● INSTRUCTIONS FOR THE TASK: Give an exact copy of every line, leaving images out.
START
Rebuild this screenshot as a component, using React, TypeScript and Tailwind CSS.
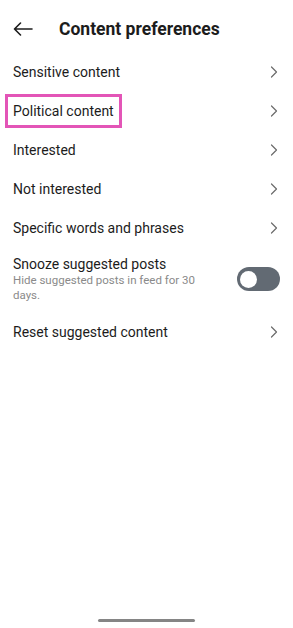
import React from 'react';

const rows = [
  'Sensitive content',
  'Political content',
  'Interested',
  'Not interested',
  'Specific words and phrases',
];

function Chevron() {
  return (
    <svg width="8" height="12" viewBox="0 0 8 12" fill="none" className="shrink-0">
      <path d="M1.5 1 L6.5 6 L1.5 11" stroke="#6b6b6b" strokeWidth="1.2" strokeLinecap="round" strokeLinejoin="round" />
    </svg>
  );
}

export default function App() {
  return (
    <div
      className="relative w-[293px] h-[628px] bg-white overflow-hidden text-[#1c1c1c]"
      style={{ fontFamily: 'Roboto, "Noto Sans", sans-serif' }}
    >
      <div className="flex items-center h-[52px] pl-[13px] pt-[6px]">
        <svg width="20" height="14" viewBox="0 0 20 14" fill="none">
          <path d="M19 7 H1.5 M7.5 1 L1.5 7 L7.5 13" stroke="#1c1c1c" strokeWidth="1.6" strokeLinecap="round" strokeLinejoin="round" />
        </svg>
        <div className="ml-[26px] text-[17.5px] font-bold">Content preferences</div>
      </div>

      <div className="flex flex-col">
        {rows.map((r, i) => (
          <div key={r} className="flex items-center justify-between h-[39px] pl-[13px] pr-[15px]">
            {i === 1 ? (
              <div className="-ml-[8px] px-[5px] py-[4px] border-[3px] border-[#e355b7] text-[14px] leading-[20px]">{r}</div>
            ) : (
              <div className="text-[14px] leading-[20px]">{r}</div>
            )}
            <Chevron />
          </div>
        ))}

        <div className="flex items-center justify-between pl-[13px] pr-[13px] pt-[8px] pb-[9px]">
          <div className="flex flex-col w-[200px]">
            <div className="text-[14px] leading-[18px]">Snooze suggested posts</div>
            <div className="text-[11.5px] leading-[15px] text-[#8a8a8a]">Hide suggested posts in feed for 30 days.</div>
          </div>
          <div className="w-[43px] h-[24px] rounded-full bg-[#626a73] flex items-center px-[3px]">
            <div className="w-[17px] h-[17px] rounded-full bg-white" />
          </div>
        </div>

        <div className="flex items-center justify-between h-[39px] pl-[13px] pr-[15px]">
          <div className="text-[14px] leading-[20px]">Reset suggested content</div>
          <Chevron />
        </div>
      </div>

      <div className="absolute left-[98px] bottom-[6px] w-[97px] h-[3px] rounded-full bg-[#858585]" />
    </div>
  );
}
END
● FINISHED ANSWER:
Rebuild this screenshot as a component, using React, TypeScript and Tailwind CSS.
import React from 'react';

const rows = [
  'Sensitive content',
  'Political content',
  'Interested',
  'Not interested',
  'Specific words and phrases',
];

function Chevron() {
  return (
    <svg width="8" height="12" viewBox="0 0 8 12" fill="none" className="shrink-0">
      <path d="M1.5 1 L6.5 6 L1.5 11" stroke="#6b6b6b" strokeWidth="1.2" strokeLinecap="round" strokeLinejoin="round" />
    </svg>
  );
}

export default function App() {
  return (
    <div
      className="relative w-[293px] h-[628px] bg-white overflow-hidden text-[#1c1c1c]"
      style={{ fontFamily: 'Roboto, "Noto Sans", sans-serif' }}
    >
      <div className="flex items-center h-[52px] pl-[13px] pt-[6px]">
        <svg width="20" height="14" viewBox="0 0 20 14" fill="none">
          <path d="M19 7 H1.5 M7.5 1 L1.5 7 L7.5 13" stroke="#1c1c1c" strokeWidth="1.6" strokeLinecap="round" strokeLinejoin="round" />
        </svg>
        <div className="ml-[26px] text-[17.5px] font-bold">Content preferences</div>
      </div>

      <div className="flex flex-col">
        {rows.map((r, i) => (
          <div key={r} className="flex items-center justify-between h-[39px] pl-[13px] pr-[15px]">
            {i === 1 ? (
              <div className="-ml-[8px] px-[5px] py-[4px] border-[3px] border-[#e355b7] text-[14px] leading-[20px]">{r}</div>
            ) : (
              <div className="text-[14px] leading-[20px]">{r}</div>
            )}
            <Chevron />
          </div>
        ))}

        <div className="flex items-center justify-between pl-[13px] pr-[13px] pt-[8px] pb-[9px]">
          <div className="flex flex-col w-[200px]">
            <div className="text-[14px] leading-[18px]">Snooze suggested posts</div>
            <div className="text-[11.5px] leading-[15px] text-[#8a8a8a]">Hide suggested posts in feed for 30 days.</div>
          </div>
          <div className="w-[43px] h-[24px] rounded-full bg-[#626a73] flex items-center px-[3px]">
            <div className="w-[17px] h-[17px] rounded-full bg-white" />
          </div>
        </div>

        <div className="flex items-center justify-between h-[39px] pl-[13px] pr-[15px]">
          <div className="text-[14px] leading-[20px]">Reset suggested content</div>
          <Chevron />
        </div>
      </div>

      <div className="absolute left-[98px] bottom-[6px] w-[97px] h-[3px] rounded-full bg-[#858585]" />
    </div>
  );
}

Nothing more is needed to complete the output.